My To Do List is a thick wad of folded papers, this week in my bag, last week in my jacket pocket. In my mind the tatters are strewn in a line along the remote corridor of an abandoned asylum.

Most of the sheets contain really important things I have to do, like: clear two rooms of clutter, dig a pond, cancel my contact lens supply and even more paperwork like changing mortgage repayments, among interesting links for this weblog. The links' currency is devalued monthly -- but they will soon disgorge into your browser as three large posts I am working on -- and the physical clutter in the two rooms has a depressing effect because I heard from feng shui adherents that that is the effect it is supposed to have, whereas, in fact, fifteen-year-old copies of New Scientist are a joy for many reasons even if I do have thousands of similar items to wade through: to clip some art for Flickr or some future design; to read about the dreams we had before the latest bunch of politicians bollocksed it all up again -- I call this 'perspective'; most importantly just reading outside the narrow agenda of 2005.

But clearing the decks at my level of discrimination and information gathering and organization will take years and is frankly not worth it, even though a clever and balanced John Keogh may emerge who could clear the room at parties. Doing important things like getting the roof fixed or converting the attic (all happening next week!) is worth it and so is learning Dreamweaver even though I prefer to use a text editor, so I can be a webmaster if I grow up because that is what the industry demands. Unfortunately prevarication and procrastination are the order of the day here: did I really need to spend a whole day (last Wednesday) downloading large pictures of obscure 1970s album covers to merge with my music files in anticipation of getting an iPod photo? Well, I enjoyed it!

I've started reading again, unknowingly prompted by my old mate Fresco who has a third book published -- as editor this time -- which made me realize I hadn't finished his last book which was elevating my alarm clock. I really ought to review it now: damn, another item for the list. Oh yes, and I ought to start writing again, I used to be quite good at that.

Anyways, before I knew it I, last month I also polished off a Poul Anderson, a Mat Coward (Hi, Mac Howard!!) and I am now reading a Stephen Laws.
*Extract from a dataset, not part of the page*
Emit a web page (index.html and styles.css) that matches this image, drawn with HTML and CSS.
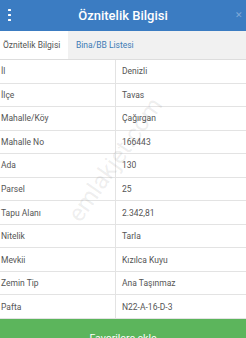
FILE: index.html
```html
<!DOCTYPE html>
<html lang="tr">
<head>
<meta charset="utf-8">
<link rel="stylesheet" href="styles.css">
</head>
<body>
<div class="page">
  <header class="topbar">
    <span class="menu"><i></i><i></i><i></i></span>
    <h1 class="title">Öznitelik Bilgisi</h1>
    <span class="close">✕</span>
  </header>
  <nav class="tabs">
    <span class="tab active">Öznitelik Bilgisi</span>
    <span class="tab">Bina/BB Listesi</span>
  </nav>
  <div class="table">
    <div class="row"><span class="key">İl</span><span class="val">Denizli</span></div>
    <div class="row"><span class="key">İlçe</span><span class="val">Tavas</span></div>
    <div class="row"><span class="key">Mahalle/Köy</span><span class="val">Çağırgan</span></div>
    <div class="row"><span class="key">Mahalle No</span><span class="val">166443</span></div>
    <div class="row"><span class="key">Ada</span><span class="val">130</span></div>
    <div class="row"><span class="key">Parsel</span><span class="val">25</span></div>
    <div class="row"><span class="key">Tapu Alanı</span><span class="val">2.342,81</span></div>
    <div class="row"><span class="key">Nitelik</span><span class="val">Tarla</span></div>
    <div class="row"><span class="key">Mevkii</span><span class="val">Kızılca Kuyu</span></div>
    <div class="row"><span class="key">Zemin Tip</span><span class="val">Ana Taşınmaz</span></div>
    <div class="row"><span class="key">Pafta</span><span class="val">N22-A-16-D-3</span></div>
  </div>
  <button class="fav">Favorilere ekle</button>
  <span class="watermark">emlakjet.com</span>
</div>
</body>
</html>
```
FILE: styles.css
```css
html, body {
  margin: 0;
  padding: 0;
  background: #ffffff;
}
.page {
  position: relative;
  width: 246px;
  height: 338px;
  overflow: hidden;
  font-family: Roboto, "Liberation Sans", sans-serif;
  display: flex;
  flex-direction: column;
}
.topbar {
  height: 31px;
  flex: none;
  background: #3b7cc2;
  display: flex;
  align-items: center;
  position: relative;
}
.menu {
  width: 19px;
  display: flex;
  flex-direction: column;
  align-items: center;
  gap: 2.5px;
  margin-top: -1px;
}
.menu i {
  display: block;
  width: 2.5px;
  height: 2.5px;
  background: #ffffff;
  border-radius: 0.5px;
}
.title {
  flex: 1;
  margin: 0 -14px 0 -19px;
  text-align: center;
  color: #ffffff;
  font-size: 13px;
  font-weight: 500;
}
.close {
  width: 14px;
  color: #7fa9d8;
  font-size: 9px;
  text-align: center;
  margin-top: -2px;
}
.tabs {
  height: 28px;
  flex: none;
  background: #f1f1f1;
  border-bottom: 1px solid #dddddd;
  display: flex;
  font-size: 8.5px;
}
.tab {
  display: flex;
  align-items: center;
  padding: 0 6px 0 8px;
  color: #3d7bb5;
}
.tab.active {
  background: #ffffff;
  color: #555555;
  padding: 0 6px 0 3px;
  width: 59px;
}
.table {
  flex: none;
  display: flex;
  flex-direction: column;
}
.row {
  height: 22.55px;
  border-bottom: 1px solid #e3e3e3;
  display: grid;
  grid-template-columns: 116px 1fr;
  font-size: 8.5px;
  color: #555555;
}
.key {
  display: flex;
  align-items: center;
  padding-left: 1px;
  border-right: 1px solid #e3e3e3;
}
.val {
  display: flex;
  align-items: center;
  padding-left: 6px;
}
.fav {
  flex: none;
  height: 34px;
  border: none;
  margin: 0;
  background: #5cb55c;
  color: #ffffff;
  font-family: Roboto, "Liberation Sans", sans-serif;
  font-size: 10.5px;
  padding: 4px 0 0;
  width: 100%;
}
.watermark {
  position: absolute;
  left: 43px;
  top: 146px;
  width: 144px;
  text-align: center;
  font-size: 24px;
  line-height: 28px;
  color: rgba(90, 90, 90, 0.1);
  transform: rotate(-55deg);
  transform-origin: center;
  pointer-events: none;
}
```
I made three mistakes with the Laws: firstly when I bought it from New Worlds (downstairs at Murder One in the Charing Cross Road) it wasn't as cheap as I thought it would be given that they are closing down the sf department when they move to new premises over the road (yes, another blow to literacy, only the fifty-ninth in my lifetime, but what is Maxim Jakubowski up to? There remain two other shops in London where you can buy new sf hardbacks but I won't tell you where they are in case they get closed down too. Any road up) but I bought it anyway. Secondly, the book wasn't in the 'Used Sale' although you could see that some lunatic had scored the back cover with hundreds of lines by using it as a base for some craft project or perhaps ritual pentagram drawing. (Craft - that'll keep'em off the streets. Nice one, John Lewis. They've got a whole department for that sort of thing, you see.) Yes, a horror novel handed down from some authentic nutter! But when the clerk queried whether the book was used, I said no, solely because I found it in a rack of new books. I'm too honest, me. Mad, more like. Thirdly, I had noticed two Stephen Laws books there and I selected the one called Spectre, even though the other volume looked newer and more collectible, albeit slimmer. Now I am a few chapters in, I find that I did not buy a new work: I have this title at home in a different edition and I read it in 1986. What am I about.

About 12 stone, that's what, the heaviest I have ever been. I'm eating healthy food but too much of it probably, not drinking enough water and not exercising enough. Python's Meaning of Life ended like this. I ought to phone my Mum more too.